■ WHAT YOU HAVE TO DO: Every line that holds the string "TypeScript" is to be identified and copied.

■ RECORDS SHOWN:
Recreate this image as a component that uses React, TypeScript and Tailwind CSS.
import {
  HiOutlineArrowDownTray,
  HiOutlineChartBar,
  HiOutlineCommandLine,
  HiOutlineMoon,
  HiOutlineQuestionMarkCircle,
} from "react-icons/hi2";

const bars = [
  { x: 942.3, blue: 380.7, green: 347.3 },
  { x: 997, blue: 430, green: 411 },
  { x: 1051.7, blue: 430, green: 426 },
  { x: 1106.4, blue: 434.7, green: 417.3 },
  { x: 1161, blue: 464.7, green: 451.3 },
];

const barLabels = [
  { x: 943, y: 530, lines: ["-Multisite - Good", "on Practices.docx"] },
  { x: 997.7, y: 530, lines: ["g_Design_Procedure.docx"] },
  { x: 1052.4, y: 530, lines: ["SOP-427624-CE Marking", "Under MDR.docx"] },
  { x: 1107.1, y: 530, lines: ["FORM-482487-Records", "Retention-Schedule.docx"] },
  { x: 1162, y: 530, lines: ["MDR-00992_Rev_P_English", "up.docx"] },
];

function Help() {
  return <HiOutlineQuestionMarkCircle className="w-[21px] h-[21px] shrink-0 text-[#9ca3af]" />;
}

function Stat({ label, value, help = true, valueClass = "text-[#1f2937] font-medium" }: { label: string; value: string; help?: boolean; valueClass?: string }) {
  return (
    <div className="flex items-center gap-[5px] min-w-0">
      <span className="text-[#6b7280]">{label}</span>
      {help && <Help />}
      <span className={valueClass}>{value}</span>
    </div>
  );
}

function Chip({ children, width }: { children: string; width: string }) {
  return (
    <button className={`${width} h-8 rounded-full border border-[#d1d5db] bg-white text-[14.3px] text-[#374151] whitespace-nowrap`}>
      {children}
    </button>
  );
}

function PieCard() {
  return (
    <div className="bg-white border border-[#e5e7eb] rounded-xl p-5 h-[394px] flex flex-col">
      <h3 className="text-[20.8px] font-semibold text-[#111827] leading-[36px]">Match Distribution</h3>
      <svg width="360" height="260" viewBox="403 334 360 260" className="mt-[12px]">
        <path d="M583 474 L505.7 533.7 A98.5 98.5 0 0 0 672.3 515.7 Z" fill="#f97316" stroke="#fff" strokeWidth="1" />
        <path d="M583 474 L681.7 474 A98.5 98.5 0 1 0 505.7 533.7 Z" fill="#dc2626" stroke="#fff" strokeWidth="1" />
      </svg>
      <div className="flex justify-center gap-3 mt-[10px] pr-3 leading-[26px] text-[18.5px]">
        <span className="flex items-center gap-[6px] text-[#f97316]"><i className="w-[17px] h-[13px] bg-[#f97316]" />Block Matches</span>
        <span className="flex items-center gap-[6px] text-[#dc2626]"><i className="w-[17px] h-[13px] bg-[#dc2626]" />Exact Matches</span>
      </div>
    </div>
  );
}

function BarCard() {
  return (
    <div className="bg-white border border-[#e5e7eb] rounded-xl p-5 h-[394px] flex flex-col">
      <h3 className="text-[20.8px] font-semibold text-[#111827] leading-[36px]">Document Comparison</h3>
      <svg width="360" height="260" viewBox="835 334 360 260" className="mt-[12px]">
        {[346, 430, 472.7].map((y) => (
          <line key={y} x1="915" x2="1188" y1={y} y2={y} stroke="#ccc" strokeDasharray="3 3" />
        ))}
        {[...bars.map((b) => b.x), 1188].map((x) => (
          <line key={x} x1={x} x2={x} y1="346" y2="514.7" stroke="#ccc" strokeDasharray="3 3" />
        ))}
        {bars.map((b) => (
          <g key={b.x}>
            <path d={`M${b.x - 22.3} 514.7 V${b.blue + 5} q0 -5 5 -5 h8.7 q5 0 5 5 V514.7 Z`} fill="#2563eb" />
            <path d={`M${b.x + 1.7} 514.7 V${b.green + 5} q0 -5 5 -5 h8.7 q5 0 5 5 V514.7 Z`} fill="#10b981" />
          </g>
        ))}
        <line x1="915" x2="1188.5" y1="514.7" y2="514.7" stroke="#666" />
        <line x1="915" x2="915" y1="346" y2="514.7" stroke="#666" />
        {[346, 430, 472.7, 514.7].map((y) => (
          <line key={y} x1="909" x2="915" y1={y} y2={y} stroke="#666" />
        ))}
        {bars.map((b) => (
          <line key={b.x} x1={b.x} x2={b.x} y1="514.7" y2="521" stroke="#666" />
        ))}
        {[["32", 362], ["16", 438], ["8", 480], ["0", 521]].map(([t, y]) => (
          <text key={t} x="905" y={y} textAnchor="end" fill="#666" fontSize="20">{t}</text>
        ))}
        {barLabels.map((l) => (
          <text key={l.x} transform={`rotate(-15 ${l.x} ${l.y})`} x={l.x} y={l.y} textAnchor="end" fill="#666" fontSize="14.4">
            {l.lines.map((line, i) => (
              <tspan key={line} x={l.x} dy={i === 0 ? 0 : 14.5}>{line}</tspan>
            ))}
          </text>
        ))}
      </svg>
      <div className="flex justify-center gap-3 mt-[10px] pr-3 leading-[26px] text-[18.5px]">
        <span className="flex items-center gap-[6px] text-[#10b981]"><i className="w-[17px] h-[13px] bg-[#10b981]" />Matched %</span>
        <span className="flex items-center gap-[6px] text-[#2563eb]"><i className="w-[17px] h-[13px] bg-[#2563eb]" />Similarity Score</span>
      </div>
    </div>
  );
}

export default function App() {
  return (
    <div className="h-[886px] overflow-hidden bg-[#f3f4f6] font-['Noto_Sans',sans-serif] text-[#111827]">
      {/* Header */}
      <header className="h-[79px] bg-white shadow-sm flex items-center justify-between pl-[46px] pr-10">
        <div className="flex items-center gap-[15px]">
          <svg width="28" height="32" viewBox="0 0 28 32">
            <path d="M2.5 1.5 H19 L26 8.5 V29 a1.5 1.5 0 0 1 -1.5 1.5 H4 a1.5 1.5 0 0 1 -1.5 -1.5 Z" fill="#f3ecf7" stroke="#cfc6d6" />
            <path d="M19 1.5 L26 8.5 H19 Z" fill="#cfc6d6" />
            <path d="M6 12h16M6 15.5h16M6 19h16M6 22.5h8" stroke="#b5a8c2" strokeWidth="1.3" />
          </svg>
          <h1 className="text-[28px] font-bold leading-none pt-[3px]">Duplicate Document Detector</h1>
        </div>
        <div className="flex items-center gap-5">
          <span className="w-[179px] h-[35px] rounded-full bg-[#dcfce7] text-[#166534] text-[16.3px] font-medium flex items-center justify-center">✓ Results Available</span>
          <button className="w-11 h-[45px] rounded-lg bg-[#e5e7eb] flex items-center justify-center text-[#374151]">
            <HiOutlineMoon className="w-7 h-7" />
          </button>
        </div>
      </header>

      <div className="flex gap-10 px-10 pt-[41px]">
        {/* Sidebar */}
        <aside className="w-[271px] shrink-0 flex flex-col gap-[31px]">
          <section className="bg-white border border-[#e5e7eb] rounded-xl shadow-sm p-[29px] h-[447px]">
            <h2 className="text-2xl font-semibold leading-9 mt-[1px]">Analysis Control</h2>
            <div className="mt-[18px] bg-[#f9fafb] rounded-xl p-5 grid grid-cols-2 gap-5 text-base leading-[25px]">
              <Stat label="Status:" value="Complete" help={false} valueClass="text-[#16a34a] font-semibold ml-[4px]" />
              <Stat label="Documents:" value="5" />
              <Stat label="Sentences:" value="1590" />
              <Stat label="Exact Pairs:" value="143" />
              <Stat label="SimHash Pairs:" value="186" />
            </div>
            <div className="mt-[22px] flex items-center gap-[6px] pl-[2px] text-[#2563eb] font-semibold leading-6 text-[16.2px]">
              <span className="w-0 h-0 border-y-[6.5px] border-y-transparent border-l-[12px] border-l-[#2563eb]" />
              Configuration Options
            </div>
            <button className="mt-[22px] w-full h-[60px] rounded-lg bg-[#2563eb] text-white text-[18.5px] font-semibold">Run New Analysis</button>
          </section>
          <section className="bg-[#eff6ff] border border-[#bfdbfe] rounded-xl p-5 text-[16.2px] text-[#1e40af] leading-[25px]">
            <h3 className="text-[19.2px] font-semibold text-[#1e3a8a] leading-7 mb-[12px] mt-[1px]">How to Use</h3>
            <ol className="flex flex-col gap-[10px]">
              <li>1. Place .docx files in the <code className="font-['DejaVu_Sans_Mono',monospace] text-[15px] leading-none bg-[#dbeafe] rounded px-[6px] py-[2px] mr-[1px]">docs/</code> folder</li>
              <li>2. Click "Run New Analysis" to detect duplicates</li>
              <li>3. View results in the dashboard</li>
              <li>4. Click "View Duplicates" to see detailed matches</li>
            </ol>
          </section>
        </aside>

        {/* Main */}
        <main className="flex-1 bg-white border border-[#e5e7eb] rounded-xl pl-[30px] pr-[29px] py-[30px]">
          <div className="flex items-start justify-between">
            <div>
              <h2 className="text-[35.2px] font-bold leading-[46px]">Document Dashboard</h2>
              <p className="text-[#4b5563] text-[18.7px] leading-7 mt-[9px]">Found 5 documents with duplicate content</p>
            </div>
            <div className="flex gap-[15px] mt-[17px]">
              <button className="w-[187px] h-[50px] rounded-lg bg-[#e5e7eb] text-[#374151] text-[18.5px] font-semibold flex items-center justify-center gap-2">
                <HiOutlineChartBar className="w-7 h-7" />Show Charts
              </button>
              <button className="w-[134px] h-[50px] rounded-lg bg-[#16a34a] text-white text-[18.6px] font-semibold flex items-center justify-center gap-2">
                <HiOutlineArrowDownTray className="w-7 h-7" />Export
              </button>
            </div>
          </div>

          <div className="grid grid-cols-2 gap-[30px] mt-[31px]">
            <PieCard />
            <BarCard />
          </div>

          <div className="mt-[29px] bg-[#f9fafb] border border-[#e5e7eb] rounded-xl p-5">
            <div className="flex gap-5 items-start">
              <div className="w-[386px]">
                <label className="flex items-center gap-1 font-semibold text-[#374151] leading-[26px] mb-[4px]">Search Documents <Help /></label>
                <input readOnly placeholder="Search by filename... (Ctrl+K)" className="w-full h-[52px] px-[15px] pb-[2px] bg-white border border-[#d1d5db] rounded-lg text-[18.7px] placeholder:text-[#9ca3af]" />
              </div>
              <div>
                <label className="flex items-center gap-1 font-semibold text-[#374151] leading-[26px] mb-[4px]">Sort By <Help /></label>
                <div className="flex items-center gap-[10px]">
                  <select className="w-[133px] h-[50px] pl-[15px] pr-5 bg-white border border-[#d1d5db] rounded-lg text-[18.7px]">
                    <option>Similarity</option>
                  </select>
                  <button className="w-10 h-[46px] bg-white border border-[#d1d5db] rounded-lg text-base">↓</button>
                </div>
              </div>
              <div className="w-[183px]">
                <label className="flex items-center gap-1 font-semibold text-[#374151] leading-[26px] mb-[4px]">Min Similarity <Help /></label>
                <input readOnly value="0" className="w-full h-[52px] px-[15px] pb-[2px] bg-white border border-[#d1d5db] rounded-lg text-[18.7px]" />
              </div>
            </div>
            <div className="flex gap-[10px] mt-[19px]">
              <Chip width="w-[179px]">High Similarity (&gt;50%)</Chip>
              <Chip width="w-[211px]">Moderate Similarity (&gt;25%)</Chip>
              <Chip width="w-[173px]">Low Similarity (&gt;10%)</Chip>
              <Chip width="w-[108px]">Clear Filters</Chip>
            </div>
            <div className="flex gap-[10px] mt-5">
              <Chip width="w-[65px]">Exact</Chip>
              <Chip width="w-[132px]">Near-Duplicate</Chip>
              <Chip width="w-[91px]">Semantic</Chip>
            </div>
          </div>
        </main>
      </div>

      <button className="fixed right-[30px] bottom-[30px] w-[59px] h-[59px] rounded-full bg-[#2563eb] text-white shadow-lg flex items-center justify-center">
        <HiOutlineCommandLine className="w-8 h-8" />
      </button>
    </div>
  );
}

* * *

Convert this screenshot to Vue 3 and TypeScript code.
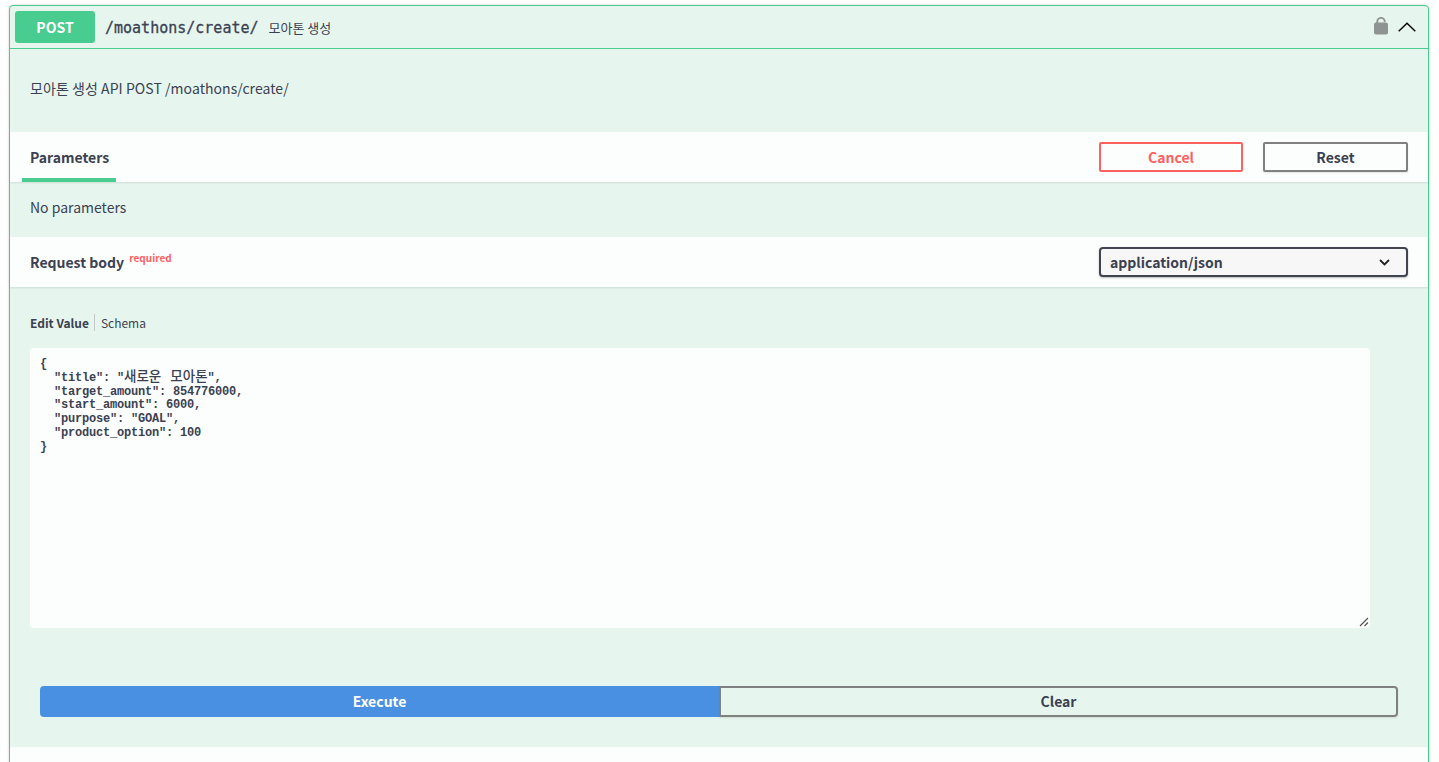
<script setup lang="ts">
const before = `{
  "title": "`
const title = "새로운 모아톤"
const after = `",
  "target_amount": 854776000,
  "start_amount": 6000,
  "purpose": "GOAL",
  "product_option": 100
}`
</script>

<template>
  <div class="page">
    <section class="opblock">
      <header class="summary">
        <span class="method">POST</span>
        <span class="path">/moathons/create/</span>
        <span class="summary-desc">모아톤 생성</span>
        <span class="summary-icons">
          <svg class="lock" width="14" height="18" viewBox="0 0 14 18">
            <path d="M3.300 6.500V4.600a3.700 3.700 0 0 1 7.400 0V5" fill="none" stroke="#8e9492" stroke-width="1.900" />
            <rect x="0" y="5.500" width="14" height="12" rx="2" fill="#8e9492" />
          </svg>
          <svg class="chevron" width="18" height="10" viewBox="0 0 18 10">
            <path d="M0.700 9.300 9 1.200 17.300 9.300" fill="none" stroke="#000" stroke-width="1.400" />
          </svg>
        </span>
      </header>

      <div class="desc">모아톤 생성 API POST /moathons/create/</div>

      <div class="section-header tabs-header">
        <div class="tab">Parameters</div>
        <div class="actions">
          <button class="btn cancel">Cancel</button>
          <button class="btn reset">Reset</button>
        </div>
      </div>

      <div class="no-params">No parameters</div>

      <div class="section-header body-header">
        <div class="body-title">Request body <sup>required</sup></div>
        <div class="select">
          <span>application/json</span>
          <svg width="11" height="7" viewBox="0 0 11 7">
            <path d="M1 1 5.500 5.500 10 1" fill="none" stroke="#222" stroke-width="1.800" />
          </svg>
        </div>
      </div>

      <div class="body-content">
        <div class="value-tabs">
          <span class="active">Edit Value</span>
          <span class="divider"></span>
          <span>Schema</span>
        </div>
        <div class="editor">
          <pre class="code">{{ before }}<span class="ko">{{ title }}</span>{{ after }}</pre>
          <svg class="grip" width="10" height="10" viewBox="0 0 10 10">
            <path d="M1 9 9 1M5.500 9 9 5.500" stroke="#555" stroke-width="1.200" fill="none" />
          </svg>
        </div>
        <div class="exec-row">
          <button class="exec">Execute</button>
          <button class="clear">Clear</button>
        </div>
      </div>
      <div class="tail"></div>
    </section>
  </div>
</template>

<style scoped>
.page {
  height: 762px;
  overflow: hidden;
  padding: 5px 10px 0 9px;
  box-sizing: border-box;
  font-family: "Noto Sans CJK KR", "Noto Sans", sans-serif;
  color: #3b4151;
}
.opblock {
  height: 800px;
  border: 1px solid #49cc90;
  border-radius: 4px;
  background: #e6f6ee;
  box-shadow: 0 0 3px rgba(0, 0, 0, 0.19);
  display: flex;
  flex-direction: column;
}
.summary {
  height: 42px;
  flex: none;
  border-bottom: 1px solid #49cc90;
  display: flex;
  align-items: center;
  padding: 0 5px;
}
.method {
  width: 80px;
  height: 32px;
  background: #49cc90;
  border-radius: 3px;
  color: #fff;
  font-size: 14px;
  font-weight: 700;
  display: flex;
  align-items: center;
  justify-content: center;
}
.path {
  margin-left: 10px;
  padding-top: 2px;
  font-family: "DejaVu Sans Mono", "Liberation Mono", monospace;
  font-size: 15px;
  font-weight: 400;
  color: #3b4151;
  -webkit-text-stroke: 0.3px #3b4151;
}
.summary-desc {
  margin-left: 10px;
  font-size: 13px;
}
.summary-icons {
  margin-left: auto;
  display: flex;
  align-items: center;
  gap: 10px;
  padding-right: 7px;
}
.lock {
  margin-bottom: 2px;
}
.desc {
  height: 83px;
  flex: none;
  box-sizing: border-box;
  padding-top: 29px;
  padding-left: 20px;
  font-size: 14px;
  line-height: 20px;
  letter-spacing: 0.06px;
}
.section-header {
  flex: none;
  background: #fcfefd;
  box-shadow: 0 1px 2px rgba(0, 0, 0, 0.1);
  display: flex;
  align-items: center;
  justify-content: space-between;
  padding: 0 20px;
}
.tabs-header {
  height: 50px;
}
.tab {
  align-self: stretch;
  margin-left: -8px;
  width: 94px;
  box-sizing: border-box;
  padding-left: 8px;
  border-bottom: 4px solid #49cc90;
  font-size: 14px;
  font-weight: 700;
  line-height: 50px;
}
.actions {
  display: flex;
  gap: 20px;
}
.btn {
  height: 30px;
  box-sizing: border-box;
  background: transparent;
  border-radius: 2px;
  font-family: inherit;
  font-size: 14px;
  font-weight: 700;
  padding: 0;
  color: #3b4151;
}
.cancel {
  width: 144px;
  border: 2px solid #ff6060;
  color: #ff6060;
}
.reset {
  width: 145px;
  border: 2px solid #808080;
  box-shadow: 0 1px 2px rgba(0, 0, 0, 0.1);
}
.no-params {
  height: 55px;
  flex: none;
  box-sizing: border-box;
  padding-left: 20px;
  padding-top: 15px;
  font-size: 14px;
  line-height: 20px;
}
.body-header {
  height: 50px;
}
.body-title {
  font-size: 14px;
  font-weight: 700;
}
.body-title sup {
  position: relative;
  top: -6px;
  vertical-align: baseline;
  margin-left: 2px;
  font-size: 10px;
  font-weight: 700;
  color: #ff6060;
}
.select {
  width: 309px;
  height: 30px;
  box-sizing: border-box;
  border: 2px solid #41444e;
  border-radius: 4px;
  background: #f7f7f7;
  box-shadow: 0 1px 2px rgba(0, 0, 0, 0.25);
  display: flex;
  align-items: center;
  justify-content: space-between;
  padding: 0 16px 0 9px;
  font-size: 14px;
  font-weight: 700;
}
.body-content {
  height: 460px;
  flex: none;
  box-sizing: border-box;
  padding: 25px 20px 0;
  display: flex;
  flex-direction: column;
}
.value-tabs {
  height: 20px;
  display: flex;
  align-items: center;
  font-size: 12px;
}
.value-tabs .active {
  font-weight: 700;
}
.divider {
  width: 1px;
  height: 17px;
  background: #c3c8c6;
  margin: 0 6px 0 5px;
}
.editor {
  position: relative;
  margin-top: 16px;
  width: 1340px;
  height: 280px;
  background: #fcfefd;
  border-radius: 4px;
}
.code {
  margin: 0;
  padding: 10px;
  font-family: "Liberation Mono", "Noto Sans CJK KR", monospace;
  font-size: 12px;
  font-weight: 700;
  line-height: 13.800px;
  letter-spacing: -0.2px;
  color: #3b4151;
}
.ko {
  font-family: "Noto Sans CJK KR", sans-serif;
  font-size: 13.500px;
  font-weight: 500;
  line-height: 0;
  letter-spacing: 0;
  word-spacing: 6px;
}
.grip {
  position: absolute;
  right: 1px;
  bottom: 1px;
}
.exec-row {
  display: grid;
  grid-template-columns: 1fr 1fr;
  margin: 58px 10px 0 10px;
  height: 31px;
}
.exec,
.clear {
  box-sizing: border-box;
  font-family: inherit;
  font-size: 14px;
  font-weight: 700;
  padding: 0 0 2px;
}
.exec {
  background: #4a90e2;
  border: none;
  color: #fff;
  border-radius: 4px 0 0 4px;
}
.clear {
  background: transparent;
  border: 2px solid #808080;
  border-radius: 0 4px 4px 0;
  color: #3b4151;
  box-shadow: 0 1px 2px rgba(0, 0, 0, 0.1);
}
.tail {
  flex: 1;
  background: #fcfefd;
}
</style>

■ TASK RESULT:
Recreate this image as a component that uses React, TypeScript and Tailwind CSS.
Convert this screenshot to Vue 3 and TypeScript code.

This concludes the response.